I sent her another copy – that copy shop was making good money off me! :} I also said if there were any more problems with the book to not say a word. By then, it would have been easy to kill off the main characters.
A couple months later, I got another call. “Linda, I love the book! In fact, no more revisions if we release it as a traditional romance, but we’d love to bring it out in our new line starting up next year. It’s called Special Edition.”
Naturally, I said yes. And my editor said “Great! All we need is 10,000 more words” and she hung up.
Since we’re still talking a typing job there were page numbers such as 59ZZ and so on. Luckily, no revisions and the book would be released the following June.

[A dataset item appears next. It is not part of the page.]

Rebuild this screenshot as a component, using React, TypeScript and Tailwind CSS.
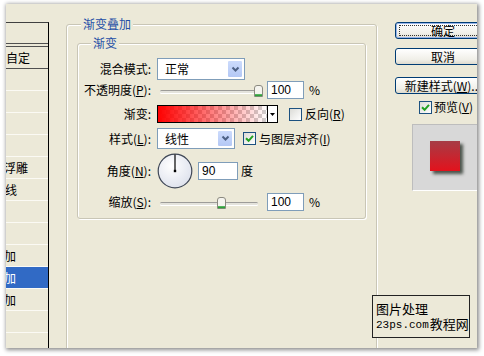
import type { ReactNode } from "react";

type ListItem = {
  text: string;
  offset: string;
  selected?: boolean;
};

// the style list is scrolled: only the tail of each name is visible
const listItems: ListItem[] = [
  { text: "投影", offset: "ml-[-38px]" },
  { text: "内阴影", offset: "ml-[-38px]" },
  { text: "外发光", offset: "ml-[-38px]" },
  { text: "内发光", offset: "ml-[-38px]" },
  { text: "斜面和浮雕", offset: "ml-[-38px]" },
  { text: "等高线", offset: "ml-[-25px]" },
  { text: "纹理", offset: "ml-[-25px]" },
  { text: "光泽", offset: "ml-[-38px]" },
  { text: "颜色叠加", offset: "ml-[-38px]" },
  { text: "渐变叠加", offset: "ml-[-38px]", selected: true },
  { text: "图案叠加", offset: "ml-[-38px]" },
  { text: "描边", offset: "ml-[-38px]" },
  { text: "", offset: "" },
];

function Row({ label, className, children }: { label: ReactNode; className: string; children: ReactNode }) {
  return (
    <div className={`flex items-center ${className}`}>
      <div className="w-[73px] shrink-0 text-right">{label}</div>
      <div className="ml-[6px] flex h-full items-center">{children}</div>
    </div>
  );
}

function Checkbox({ checked }: { checked?: boolean }) {
  return (
    <span className="flex h-[13px] w-[13px] shrink-0 items-center justify-center border border-[#1c5180] bg-[linear-gradient(135deg,#dcdcd7,#ffffff)]">
      {checked && (
        <svg width="9" height="9" viewBox="0 0 9 9">
          <path d="M1 4.2 L3.6 6.8 L8 1.8" stroke="#21a121" strokeWidth="2" fill="none" />
        </svg>
      )}
    </span>
  );
}

function Combo({ value, className }: { value: string; className: string }) {
  return (
    <div className={`flex h-full items-center border border-[#7f9db9] bg-white ${className}`}>
      <span className="pl-[7px]">{value}</span>
      <span className="ml-auto mr-px flex h-[calc(100%-2px)] w-[16px] items-center justify-center rounded-[2px] border border-white bg-[linear-gradient(#ccdbfc,#b4c8f5)]">
        <svg width="9" height="7" viewBox="0 0 9 7">
          <path d="M1.5 1.5 L4.5 4.5 L7.5 1.5" stroke="#4d6185" strokeWidth="2" fill="none" />
        </svg>
      </span>
    </div>
  );
}

function Slider({ pos }: { pos: number }) {
  return (
    <div className="relative flex h-full w-[106px] items-center">
      <div className="ml-[3px] mt-[3px] h-[3px] w-[98px] rounded-full border-t border-[#9d9c99] bg-[#e4e3dc] shadow-[0_1px_0_#ffffff]" />
      <svg className="absolute top-[4px]" style={{ left: pos }} width="9" height="12" viewBox="0 0 9 12">
        <path d="M0.5 3 Q0.5 0.5 3 0.5 H6 Q8.5 0.5 8.5 3 V11.5 H0.5 Z" fill="#f5f4ef" stroke="#8b8a80" />
        <path d="M1 10.2 H8" stroke="#2fa23a" strokeWidth="2" />
      </svg>
    </div>
  );
}

function NumberBox({ value, className }: { value: string; className: string }) {
  return (
    <div className={`flex h-[18px] items-center border border-[#7f9db9] bg-white pl-[3px] font-['Liberation_Sans',sans-serif] text-[12px] ${className}`}>
      {value}
    </div>
  );
}

function Button({ children, primary }: { children: ReactNode; primary?: boolean }) {
  return (
    <div
      className={`flex h-[17px] w-[96px] items-center justify-center rounded-[3px] border border-[#003c74] bg-[linear-gradient(#ffffff,#f0efe8_70%,#dedbcf)] ${primary ? "shadow-[inset_0_0_0_1px_#97b4ea]" : ""}`}
    >
      {primary ? (
        <span className="flex h-[11px] w-[88px] items-center justify-center border border-dotted border-[#333]">{children}</span>
      ) : (
        <span className="whitespace-nowrap">{children}</span>
      )}
    </div>
  );
}

export default function App() {
  return (
    <div className="h-[356px] w-[484px] overflow-hidden bg-white pl-[6px] pt-[4px] font-['Noto_Sans_CJK_SC','Noto_Sans',sans-serif] text-[12px] leading-[14px] text-black">
      <div className="relative flex h-[344px] w-[471px] overflow-hidden bg-[#ece9d8] shadow-[1px_1px_4px_1px_rgba(0,0,0,0.45)]">
        {/* style list */}
        <div className="mt-[18px] flex w-[43px] shrink-0 flex-col overflow-hidden border-r border-t border-r-black border-t-[#404040]">
          <div className="h-[20px] shrink-0" />
          <div className="h-[4px] shrink-0 border-y border-[#505050]" />
          <div className="flex h-[22px] shrink-0 items-center border-b border-[#505050]">
            <span className="ml-[-60px] whitespace-nowrap">混合选项：自定</span>
          </div>
          {listItems.map((item, i) => (
            <div
              key={i}
              className={`flex h-[22px] shrink-0 items-center border-b border-[#fbfaf4] ${item.selected ? "bg-[#316ac5] text-white" : ""}`}
            >
              <span className={`whitespace-nowrap ${item.offset}`}>{item.text}</span>
            </div>
          ))}
        </div>

        {/* outer group */}
        <div className="relative ml-[17px] mt-[20px] h-[340px] w-[311px] shrink-0 rounded-[3px] border border-[#c9c6b6] pl-[10px] pt-[18px] shadow-[1px_1px_0_#ffffff,inset_1px_1px_0_#ffffff]">
          <span className="absolute left-[14px] top-[-8px] bg-[#ece9d8] px-[2px] text-[#1f4fa6]">渐变叠加</span>

          {/* inner group */}
          <div className="relative h-[176px] w-[289px] rounded-[3px] border border-[#c9c6b6] pt-[14px] shadow-[1px_1px_0_#ffffff,inset_1px_1px_0_#ffffff]">
            <span className="absolute left-[13px] top-[-8px] bg-[#ece9d8] px-[2px] text-[#1f4fa6]">渐变</span>

            <Row label="混合模式:" className="h-[22px]">
              <Combo value="正常" className="w-[88px]" />
            </Row>

            <Row
              label={
                <>
                  不透明度(<u>P</u>):
                </>
              }
              className="mt-px h-[18px]"
            >
              <Slider pos={97} />
              <NumberBox value="100" className="ml-[4px] w-[37px]" />
              <span className="ml-[5px]">%</span>
            </Row>

            <Row label="渐变:" className="mt-[6px] h-[18px]">
              <div className="flex h-[18px] w-[121px] border border-black">
                <div className="h-full flex-1 bg-[image:linear-gradient(to_right,#ff0000,rgba(255,0,0,0.55)_45%,rgba(255,0,0,0)),repeating-conic-gradient(#cfcfcf_0_25%,#ffffff_0_50%)] bg-[length:100%_100%,8px_8px]" />
                <div className="flex w-[10px] items-center justify-center border-l border-black bg-white">
                  <svg width="5" height="3" viewBox="0 0 5 3">
                    <path d="M0 0 H5 L2.5 3 Z" fill="#000" />
                  </svg>
                </div>
              </div>
              <span className="ml-[11px]">
                <Checkbox />
              </span>
              <span className="ml-[3px]">
                反向(<u>R</u>)
              </span>
            </Row>

            <Row
              label={
                <>
                  样式(<u>L</u>):
                </>
              }
              className="mt-[5px] h-[21px]"
            >
              <Combo value="线性" className="w-[78px]" />
              <span className="ml-[8px]">
                <Checkbox checked />
              </span>
              <span className="ml-[3px]">
                与图层对齐(<u>I</u>)
              </span>
            </Row>

            <Row
              label={
                <>
                  角度(<u>N</u>):
                </>
              }
              className="mt-[4px] h-[36px]"
            >
              <svg width="36" height="36" viewBox="0 0 36 36">
                <defs>
                  <radialGradient id="dial" cx="40%" cy="35%" r="70%">
                    <stop offset="0%" stopColor="#ffffff" />
                    <stop offset="100%" stopColor="#dde1ec" />
                  </radialGradient>
                </defs>
                <circle cx="18" cy="18" r="16.8" fill="url(#dial)" stroke="#3f4756" strokeWidth="1.2" />
                <line x1="18" y1="18" x2="18" y2="1.5" stroke="#000" strokeWidth="1.2" />
                <rect x="16.8" y="16.8" width="2.4" height="2.4" fill="#000" />
              </svg>
              <NumberBox value="90" className="ml-[5px] w-[40px]" />
              <span className="ml-[3px]">度</span>
            </Row>

            <Row
              label={
                <>
                  缩放(<u>S</u>):
                </>
              }
              className="mt-[4px] h-[17px]"
            >
              <Slider pos={60} />
              <NumberBox value="100" className="ml-[4px] w-[37px]" />
              <span className="ml-[5px]">%</span>
            </Row>
          </div>
        </div>

        {/* buttons */}
        <div className="ml-[18px] mt-[18px] flex w-[96px] shrink-0 flex-col">
          <Button primary>确定</Button>
          <div className="mt-[9px]">
            <Button>取消</Button>
          </div>
          <div className="mt-[12px]">
            <Button>
              新建样式(<u>W</u>)...
            </Button>
          </div>
          <div className="mt-[6px] flex items-center pl-[24px]">
            <Checkbox checked />
            <span className="ml-[2px]">
              预览(<u>V</u>)
            </span>
          </div>
          <div className="ml-[17px] mt-[10px] flex h-[67px] w-[70px] items-center justify-center border border-[#bdbdbd] border-b-white bg-[#d8d8d8] pb-[4px] pr-[5px]">
            <div className="h-[30px] w-[30px] bg-[linear-gradient(#a63c46,#e3121c)] shadow-[3px_3px_3px_rgba(30,40,30,0.75)]" />
          </div>
        </div>

        {/* watermark */}
        <div className="absolute left-[366px] top-[291px] h-[43px] w-[98px] border border-[#222] bg-[#ece9d8] pl-[3px] pt-[6px]">
          <div className="text-[13px] leading-[14px]">图片处理</div>
          <div className="flex items-end">
            <span className="font-['Liberation_Mono',monospace] text-[11px] leading-[12px]">23ps.com</span>
            <span className="ml-[1px] text-[13px] leading-[15px]">教程网</span>
          </div>
        </div>
      </div>
    </div>
  );
}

Christmas, 1981. My editor called, irritated with the Production Dept. That they were wrong. What were they thinking of. It went like this.
“We’ve got a problem with A Man With Doubts.”
“We need ten more pages. I can’t believe they didn’t see this before!”
“Leslie, it’s Christmas. Parties, my anniversary.”
“And I need it early next week.”
Remember what I said? Typewriter and Internet hadn’t been invented.
“What am I supposed to do with them unless I send them out of town?” By now, I was wailing.
And that’s what I did. I actually ended up writing a full chapter, about 25 pages, and getting it to NYC in time.
When I saw the cover for A Man With Doubts, I knew I wanted the original and I have that hanging in my office.
It took over a year and a half to sell the book and it turned out to be my best seller in all the Special Editions I wrote and an excellent reminder to not get cocky.